----- Supplied data -----
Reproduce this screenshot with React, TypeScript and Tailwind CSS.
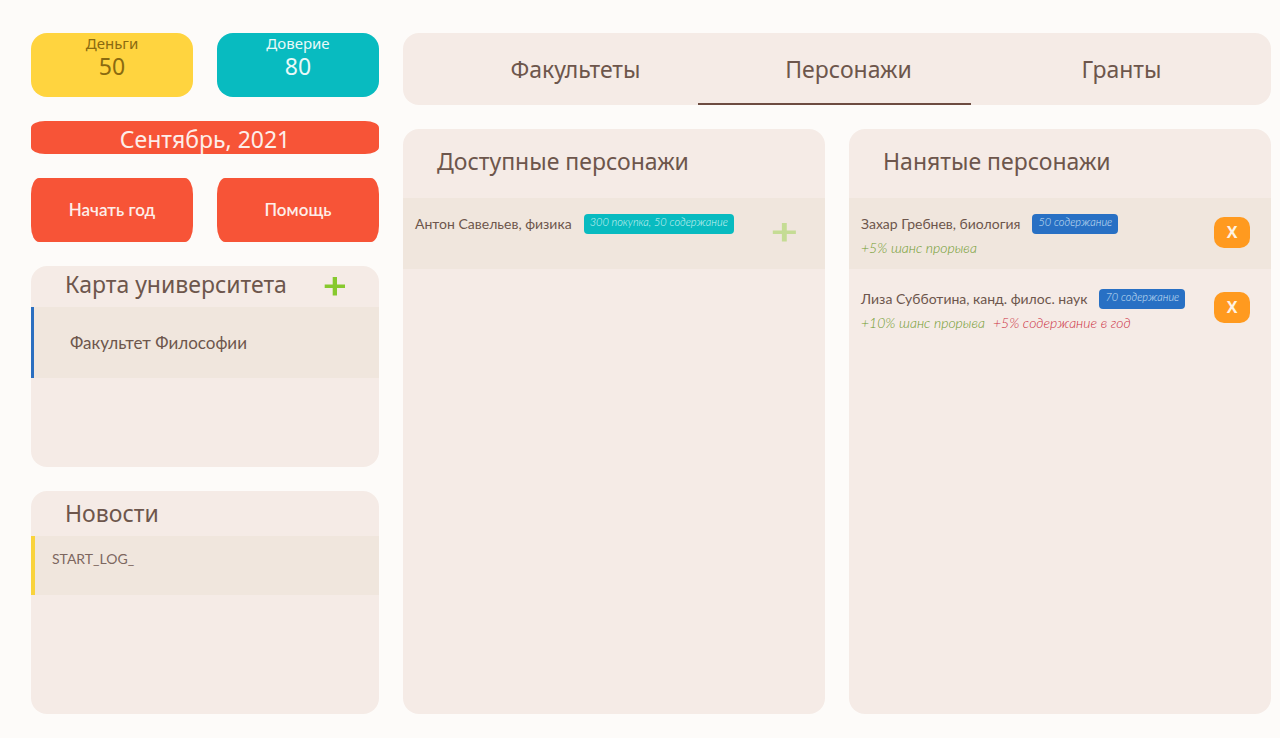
import type { ReactNode } from 'react';

type Effect = { text: string; good: boolean };
type Character = { name: string; cost: string; effects: Effect[] };

const available: Character[] = [
  { name: 'Антон Савельев, физика', cost: '300 покупка, 50 содержание', effects: [] },
];

const hired: Character[] = [
  {
    name: 'Захар Гребнев, биология',
    cost: '50 содержание',
    effects: [{ text: '+5% шанс прорыва', good: true }],
  },
  {
    name: 'Лиза Субботина, канд. филос. наук',
    cost: '70 содержание',
    effects: [
      { text: '+10% шанс прорыва', good: true },
      { text: '+5% содержание в год', good: false },
    ],
  },
];

const tabs = ['Факультеты', 'Персонажи', 'Гранты'];

function Plus({ className }: { className: string }) {
  return (
    <svg
      viewBox="0 0 22 20"
      preserveAspectRatio="none"
      className={className}
      fill="currentColor"
      aria-hidden="true"
    >
      <path d="M8.700 1h4.300v7.500h8v3.500h-8v7.500h-4.300v-7.500h-8v-3.500h8z" />
    </svg>
  );
}

function CharacterRow({
  character,
  shaded,
  tagClass,
  action,
}: {
  character: Character;
  shaded: boolean;
  tagClass: string;
  action: ReactNode;
}) {
  return (
    <li
      className={`flex min-h-[71px] items-start justify-between pt-4 pl-3 ${shaded ? 'bg-[#f0e6dd]' : ''}`}
    >
      <div>
        <div className="flex h-5 items-center gap-3">
          <span className="text-[14px] leading-5">{character.name}</span>
          <span
            className={`h-5 rounded-[4px] px-[6px] font-['Lato',sans-serif] text-[11px] leading-4 font-light italic ${tagClass}`}
          >
            {character.cost}
          </span>
        </div>
        <div className="mt-0.5 flex gap-2 font-['Lato',sans-serif] text-[14px] leading-6 font-light italic">
          {character.effects.map((effect) => (
            <span key={effect.text} className={effect.good ? 'text-[#6f9a2c]' : 'text-[#cc2f3f]'}>
              {effect.text}
            </span>
          ))}
        </div>
      </div>
      {action}
    </li>
  );
}

function Heading({ children }: { children: ReactNode }) {
  return <h2 className="font-['Noto_Sans',sans-serif] text-[23px] leading-8">{children}</h2>;
}

export default function App() {
  return (
    <div className="flex min-h-screen gap-6 bg-[#fdfbf9] pt-[33px] pr-[9px] pb-6 pl-[31px] font-['Lato',sans-serif] text-[#6d564c]">
      <aside className="flex w-[348px] shrink-0 flex-col gap-6">
        <div className="grid grid-cols-2 gap-6 text-center font-['Noto_Sans',sans-serif]">
          <div className="h-16 rounded-2xl bg-[#ffd43f] text-[#8a6a10]">
            <div className="text-[15px] leading-5">Деньги</div>
            <div className="text-[23px] leading-[26px]">50</div>
          </div>
          <div className="h-16 rounded-2xl bg-[#08bbc0] text-[#e9f9f8]">
            <div className="text-[15px] leading-5">Доверие</div>
            <div className="text-[23px] leading-[26px]">80</div>
          </div>
        </div>
        <div className="flex h-[33px] items-center justify-center rounded-[14px/7px] bg-[#f75437] pt-0.5 font-['Noto_Sans',sans-serif] text-[23px] leading-8 text-[#fdeee9]">
          Сентябрь, 2021
        </div>
        <div className="grid grid-cols-2 gap-6 text-[17px] font-semibold text-[#fdeee9]">
          <button type="button" className="h-16 rounded-[8px/16px] bg-[#f75437]">
            Начать год
          </button>
          <button type="button" className="h-16 rounded-[8px/16px] bg-[#f75437]">
            Помощь
          </button>
        </div>

        <section className="h-[201px] rounded-2xl bg-[#f5ebe6]">
          <div className="flex h-[41px] items-start justify-between pt-0.5 pr-[33px] pl-[34px]">
            <Heading>Карта университета</Heading>
            <button type="button" aria-label="Добавить факультет" className="mt-2 text-[#87c92e]">
              <Plus className="h-5 w-[22px]" />
            </button>
          </div>
          <div className="flex h-[71px] items-center border-l-[3px] border-[#2b6fc0] bg-[#f0e6dd] pl-9 text-[17px]">
            Факультет Философии
          </div>
        </section>

        <section className="min-h-[223px] grow rounded-2xl bg-[#f5ebe6]">
          <div className="h-[45px] pt-1.5 pl-[34px]">
            <Heading>Новости</Heading>
          </div>
          <div className="h-[59px] border-l-4 border-[#f9d33c] bg-[#f0e6dd] pt-[13px] pl-[17px] text-[14px] leading-5 text-[#7d675f]">
            START_LOG_
          </div>
        </section>
      </aside>

      <main className="flex min-w-0 grow flex-col gap-6">
        <nav className="flex h-[72px] rounded-2xl bg-[#f5ebe6] pr-[27px] pl-[22px]">
          {tabs.map((tab) => (
            <a
              key={tab}
              href="#"
              className={`flex flex-1 items-center justify-center border-b-2 pt-0.5 pl-7 font-['Noto_Sans',sans-serif] text-[23px] leading-8 ${
                tab === 'Персонажи' ? 'border-[#6d4c41]' : 'border-transparent'
              }`}
            >
              {tab}
            </a>
          ))}
        </nav>

        <div className="grid grow grid-cols-2 gap-6">
          <section className="rounded-2xl bg-[#f5ebe6]">
            <div className="h-[69px] pt-4 pl-[34px]">
              <Heading>Доступные персонажи</Heading>
            </div>
            <ul className="flex flex-col gap-1">
              {available.map((character) => (
                <CharacterRow
                  key={character.name}
                  character={character}
                  shaded
                  tagClass="bg-[#08bbc0] text-[#d3f3f2]"
                  action={
                    <button type="button" aria-label="Нанять" className="mt-2 mr-7 text-[#c5dc94]">
                      <Plus className="h-5 w-[25px]" />
                    </button>
                  }
                />
              ))}
            </ul>
          </section>

          <section className="rounded-2xl bg-[#f5ebe6]">
            <div className="h-[69px] pt-4 pl-[34px]">
              <Heading>Нанятые персонажи</Heading>
            </div>
            <ul className="flex flex-col gap-1">
              {hired.map((character, index) => (
                <CharacterRow
                  key={character.name}
                  character={character}
                  shaded={index % 2 === 0}
                  tagClass="bg-[#2870c4] text-[#cfe0f4]"
                  action={
                    <button
                      type="button"
                      aria-label="Уволить"
                      className="mt-[3px] mr-[21px] h-[31px] w-9 rounded-[10px] bg-[#ff9a1f] font-['Open_Sans',sans-serif] text-[16px] leading-[31px] font-bold text-[#fdf3e4]"
                    >
                      X
                    </button>
                  }
                />
              ))}
            </ul>
          </section>
        </div>
      </main>
    </div>
  );
}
-----
Direction
Quote every line word for word and keep the images out of the copy.

The completed task
Reproduce this screenshot with React, TypeScript and Tailwind CSS.
import type { ReactNode } from 'react';

type Effect = { text: string; good: boolean };
type Character = { name: string; cost: string; effects: Effect[] };

const available: Character[] = [
  { name: 'Антон Савельев, физика', cost: '300 покупка, 50 содержание', effects: [] },
];

const hired: Character[] = [
  {
    name: 'Захар Гребнев, биология',
    cost: '50 содержание',
    effects: [{ text: '+5% шанс прорыва', good: true }],
  },
  {
    name: 'Лиза Субботина, канд. филос. наук',
    cost: '70 содержание',
    effects: [
      { text: '+10% шанс прорыва', good: true },
      { text: '+5% содержание в год', good: false },
    ],
  },
];

const tabs = ['Факультеты', 'Персонажи', 'Гранты'];

function Plus({ className }: { className: string }) {
  return (
    <svg
      viewBox="0 0 22 20"
      preserveAspectRatio="none"
      className={className}
      fill="currentColor"
      aria-hidden="true"
    >
      <path d="M8.700 1h4.300v7.500h8v3.500h-8v7.500h-4.300v-7.500h-8v-3.500h8z" />
    </svg>
  );
}

function CharacterRow({
  character,
  shaded,
  tagClass,
  action,
}: {
  character: Character;
  shaded: boolean;
  tagClass: string;
  action: ReactNode;
}) {
  return (
    <li
      className={`flex min-h-[71px] items-start justify-between pt-4 pl-3 ${shaded ? 'bg-[#f0e6dd]' : ''}`}
    >
      <div>
        <div className="flex h-5 items-center gap-3">
          <span className="text-[14px] leading-5">{character.name}</span>
          <span
            className={`h-5 rounded-[4px] px-[6px] font-['Lato',sans-serif] text-[11px] leading-4 font-light italic ${tagClass}`}
          >
            {character.cost}
          </span>
        </div>
        <div className="mt-0.5 flex gap-2 font-['Lato',sans-serif] text-[14px] leading-6 font-light italic">
          {character.effects.map((effect) => (
            <span key={effect.text} className={effect.good ? 'text-[#6f9a2c]' : 'text-[#cc2f3f]'}>
              {effect.text}
            </span>
          ))}
        </div>
      </div>
      {action}
    </li>
  );
}

function Heading({ children }: { children: ReactNode }) {
  return <h2 className="font-['Noto_Sans',sans-serif] text-[23px] leading-8">{children}</h2>;
}

export default function App() {
  return (
    <div className="flex min-h-screen gap-6 bg-[#fdfbf9] pt-[33px] pr-[9px] pb-6 pl-[31px] font-['Lato',sans-serif] text-[#6d564c]">
      <aside className="flex w-[348px] shrink-0 flex-col gap-6">
        <div className="grid grid-cols-2 gap-6 text-center font-['Noto_Sans',sans-serif]">
          <div className="h-16 rounded-2xl bg-[#ffd43f] text-[#8a6a10]">
            <div className="text-[15px] leading-5">Деньги</div>
            <div className="text-[23px] leading-[26px]">50</div>
          </div>
          <div className="h-16 rounded-2xl bg-[#08bbc0] text-[#e9f9f8]">
            <div className="text-[15px] leading-5">Доверие</div>
            <div className="text-[23px] leading-[26px]">80</div>
          </div>
        </div>
        <div className="flex h-[33px] items-center justify-center rounded-[14px/7px] bg-[#f75437] pt-0.5 font-['Noto_Sans',sans-serif] text-[23px] leading-8 text-[#fdeee9]">
          Сентябрь, 2021
        </div>
        <div className="grid grid-cols-2 gap-6 text-[17px] font-semibold text-[#fdeee9]">
          <button type="button" className="h-16 rounded-[8px/16px] bg-[#f75437]">
            Начать год
          </button>
          <button type="button" className="h-16 rounded-[8px/16px] bg-[#f75437]">
            Помощь
          </button>
        </div>

        <section className="h-[201px] rounded-2xl bg-[#f5ebe6]">
          <div className="flex h-[41px] items-start justify-between pt-0.5 pr-[33px] pl-[34px]">
            <Heading>Карта университета</Heading>
            <button type="button" aria-label="Добавить факультет" className="mt-2 text-[#87c92e]">
              <Plus className="h-5 w-[22px]" />
            </button>
          </div>
          <div className="flex h-[71px] items-center border-l-[3px] border-[#2b6fc0] bg-[#f0e6dd] pl-9 text-[17px]">
            Факультет Философии
          </div>
        </section>

        <section className="min-h-[223px] grow rounded-2xl bg-[#f5ebe6]">
          <div className="h-[45px] pt-1.5 pl-[34px]">
            <Heading>Новости</Heading>
          </div>
          <div className="h-[59px] border-l-4 border-[#f9d33c] bg-[#f0e6dd] pt-[13px] pl-[17px] text-[14px] leading-5 text-[#7d675f]">
            START_LOG_
          </div>
        </section>
      </aside>

      <main className="flex min-w-0 grow flex-col gap-6">
        <nav className="flex h-[72px] rounded-2xl bg-[#f5ebe6] pr-[27px] pl-[22px]">
          {tabs.map((tab) => (
            <a
              key={tab}
              href="#"
              className={`flex flex-1 items-center justify-center border-b-2 pt-0.5 pl-7 font-['Noto_Sans',sans-serif] text-[23px] leading-8 ${
                tab === 'Персонажи' ? 'border-[#6d4c41]' : 'border-transparent'
              }`}
            >
              {tab}
            </a>
          ))}
        </nav>

        <div className="grid grow grid-cols-2 gap-6">
          <section className="rounded-2xl bg-[#f5ebe6]">
            <div className="h-[69px] pt-4 pl-[34px]">
              <Heading>Доступные персонажи</Heading>
            </div>
            <ul className="flex flex-col gap-1">
              {available.map((character) => (
                <CharacterRow
                  key={character.name}
                  character={character}
                  shaded
                  tagClass="bg-[#08bbc0] text-[#d3f3f2]"
                  action={
                    <button type="button" aria-label="Нанять" className="mt-2 mr-7 text-[#c5dc94]">
                      <Plus className="h-5 w-[25px]" />
                    </button>
                  }
                />
              ))}
            </ul>
          </section>

          <section className="rounded-2xl bg-[#f5ebe6]">
            <div className="h-[69px] pt-4 pl-[34px]">
              <Heading>Нанятые персонажи</Heading>
            </div>
            <ul className="flex flex-col gap-1">
              {hired.map((character, index) => (
                <CharacterRow
                  key={character.name}
                  character={character}
                  shaded={index % 2 === 0}
                  tagClass="bg-[#2870c4] text-[#cfe0f4]"
                  action={
                    <button
                      type="button"
                      aria-label="Уволить"
                      className="mt-[3px] mr-[21px] h-[31px] w-9 rounded-[10px] bg-[#ff9a1f] font-['Open_Sans',sans-serif] text-[16px] leading-[31px] font-bold text-[#fdf3e4]"
                    >
                      X
                    </button>
                  }
                />
              ))}
            </ul>
          </section>
        </div>
      </main>
    </div>
  );
}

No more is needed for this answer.